Task description: With the pictures left out, copy the listing below exactly.

Supplied data:
======

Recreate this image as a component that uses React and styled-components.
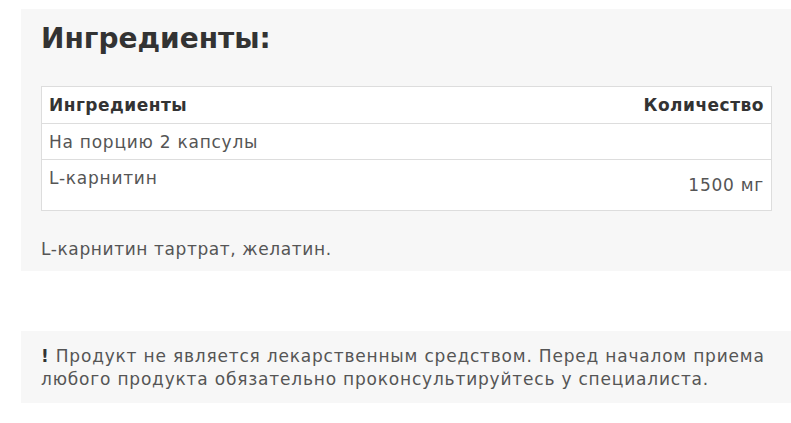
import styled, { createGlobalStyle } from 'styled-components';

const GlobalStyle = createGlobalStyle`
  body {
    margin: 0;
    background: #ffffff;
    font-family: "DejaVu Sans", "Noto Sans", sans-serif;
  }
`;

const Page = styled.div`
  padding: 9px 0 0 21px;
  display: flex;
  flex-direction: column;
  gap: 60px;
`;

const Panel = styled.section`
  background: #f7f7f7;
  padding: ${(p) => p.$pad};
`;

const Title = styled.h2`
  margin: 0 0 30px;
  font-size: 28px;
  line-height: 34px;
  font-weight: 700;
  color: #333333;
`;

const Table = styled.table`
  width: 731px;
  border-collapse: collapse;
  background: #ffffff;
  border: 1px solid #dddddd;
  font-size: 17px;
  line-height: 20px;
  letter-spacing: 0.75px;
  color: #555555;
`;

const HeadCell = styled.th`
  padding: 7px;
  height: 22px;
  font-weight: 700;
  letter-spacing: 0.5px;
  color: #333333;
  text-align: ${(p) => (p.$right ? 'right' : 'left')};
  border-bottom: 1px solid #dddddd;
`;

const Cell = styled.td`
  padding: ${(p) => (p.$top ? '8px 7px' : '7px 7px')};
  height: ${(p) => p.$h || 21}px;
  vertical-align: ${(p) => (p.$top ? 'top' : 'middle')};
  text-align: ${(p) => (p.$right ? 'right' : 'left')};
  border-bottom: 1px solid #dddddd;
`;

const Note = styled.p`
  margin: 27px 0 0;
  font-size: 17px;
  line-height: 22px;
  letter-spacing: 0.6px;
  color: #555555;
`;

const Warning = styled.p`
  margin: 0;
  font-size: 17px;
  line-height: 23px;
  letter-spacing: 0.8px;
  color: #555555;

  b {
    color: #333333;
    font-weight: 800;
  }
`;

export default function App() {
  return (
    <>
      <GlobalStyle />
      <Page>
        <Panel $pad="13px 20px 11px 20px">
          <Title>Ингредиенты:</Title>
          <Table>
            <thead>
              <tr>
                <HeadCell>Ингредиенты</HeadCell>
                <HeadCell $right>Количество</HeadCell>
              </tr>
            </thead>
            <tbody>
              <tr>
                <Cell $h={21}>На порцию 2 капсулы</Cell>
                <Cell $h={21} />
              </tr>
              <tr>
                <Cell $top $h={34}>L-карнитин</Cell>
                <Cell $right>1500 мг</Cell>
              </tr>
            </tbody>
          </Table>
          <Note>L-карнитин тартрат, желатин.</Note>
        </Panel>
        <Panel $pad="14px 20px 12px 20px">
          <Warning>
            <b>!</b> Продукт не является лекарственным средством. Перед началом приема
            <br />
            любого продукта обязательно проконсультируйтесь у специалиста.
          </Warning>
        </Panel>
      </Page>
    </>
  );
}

======

Response:
Recreate this image as a component that uses React and styled-components.
import styled, { createGlobalStyle } from 'styled-components';

const GlobalStyle = createGlobalStyle`
  body {
    margin: 0;
    background: #ffffff;
    font-family: "DejaVu Sans", "Noto Sans", sans-serif;
  }
`;

const Page = styled.div`
  padding: 9px 0 0 21px;
  display: flex;
  flex-direction: column;
  gap: 60px;
`;

const Panel = styled.section`
  background: #f7f7f7;
  padding: ${(p) => p.$pad};
`;

const Title = styled.h2`
  margin: 0 0 30px;
  font-size: 28px;
  line-height: 34px;
  font-weight: 700;
  color: #333333;
`;

const Table = styled.table`
  width: 731px;
  border-collapse: collapse;
  background: #ffffff;
  border: 1px solid #dddddd;
  font-size: 17px;
  line-height: 20px;
  letter-spacing: 0.75px;
  color: #555555;
`;

const HeadCell = styled.th`
  padding: 7px;
  height: 22px;
  font-weight: 700;
  letter-spacing: 0.5px;
  color: #333333;
  text-align: ${(p) => (p.$right ? 'right' : 'left')};
  border-bottom: 1px solid #dddddd;
`;

const Cell = styled.td`
  padding: ${(p) => (p.$top ? '8px 7px' : '7px 7px')};
  height: ${(p) => p.$h || 21}px;
  vertical-align: ${(p) => (p.$top ? 'top' : 'middle')};
  text-align: ${(p) => (p.$right ? 'right' : 'left')};
  border-bottom: 1px solid #dddddd;
`;

const Note = styled.p`
  margin: 27px 0 0;
  font-size: 17px;
  line-height: 22px;
  letter-spacing: 0.6px;
  color: #555555;
`;

const Warning = styled.p`
  margin: 0;
  font-size: 17px;
  line-height: 23px;
  letter-spacing: 0.8px;
  color: #555555;

  b {
    color: #333333;
    font-weight: 800;
  }
`;

export default function App() {
  return (
    <>
      <GlobalStyle />
      <Page>
        <Panel $pad="13px 20px 11px 20px">
          <Title>Ингредиенты:</Title>
          <Table>
            <thead>
              <tr>
                <HeadCell>Ингредиенты</HeadCell>
                <HeadCell $right>Количество</HeadCell>
              </tr>
            </thead>
            <tbody>
              <tr>
                <Cell $h={21}>На порцию 2 капсулы</Cell>
                <Cell $h={21} />
              </tr>
              <tr>
                <Cell $top $h={34}>L-карнитин</Cell>
                <Cell $right>1500 мг</Cell>
              </tr>
            </tbody>
          </Table>
          <Note>L-карнитин тартрат, желатин.</Note>
        </Panel>
        <Panel $pad="14px 20px 12px 20px">
          <Warning>
            <b>!</b> Продукт не является лекарственным средством. Перед началом приема
            <br />
            любого продукта обязательно проконсультируйтесь у специалиста.
          </Warning>
        </Panel>
      </Page>
    </>
  );
}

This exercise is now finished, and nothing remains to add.